Devlink open spaces
This past weekend I had the great opportunity to attend Devlink once again. Every year seems to be more of an adventure than the last…and include a trip to some random Waffle House.
Last year at Devlink I focused on attending sessions and learning as much as I could from the top notch speakers. There’s a lot to be learned from these sessions as you get to sit back and take notes and focus in on a particular topic the speaker has prepared for. These sessions typically end in a round of Q&A where the speaker responds to questions from the audience.
I think most conference goers get the most value from this little amount of interaction between the speaker and the audience. Direct questions resulting in direct answers: “How do you handle xyz?” or “Have you run into issue such and such?” Sometimes the speaker has the answer other times you get a response from another member of the audience.
Now what if you take this last 5-10 minutes of value and expand it out into a whole 1 hour block of time. You get an open spaces session.
This year Devlink introduced the Open Spaces concept in addition to the “eyes front” sessions and had fantastic results. The spaces ran at the same time as the regular sessions and offered quite the variety. Topics ranged from “What they should be teaching in college?” to “Why comments are evil” all the way to some interesting discussions around the philosophy of “should” in relation to TDD/BDD.
Everyone participates, everyone learns something and if you’re not learning from that particular discussion, get up and walk over to the next one.
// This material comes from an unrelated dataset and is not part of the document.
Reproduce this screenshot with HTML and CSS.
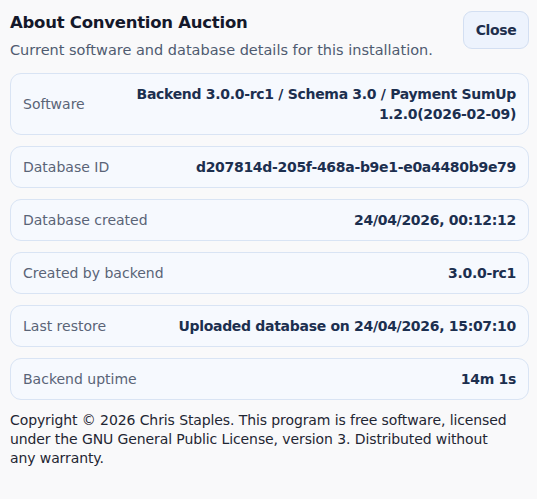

The main point is to learn learn learn.
I think the overall attendance and excitement around the open spaces really shows that the true discussions and true learning are happening in the hallways of these conferences, not sitting in a classroom.
UPDATE: After some converstation on twitter I realized that this comes off a little anti-eyes forward. I don’t want it to sound like that all. Those sessions offer some great value to a lot of people. Some people don’t feel comfortable in the conditions that “spaces” provide, others are new and find that a class room enviroment works best for them. To each their own.
One way open spaces work great as a way to continue the discussion or lessons that were discussed in an eyes front session.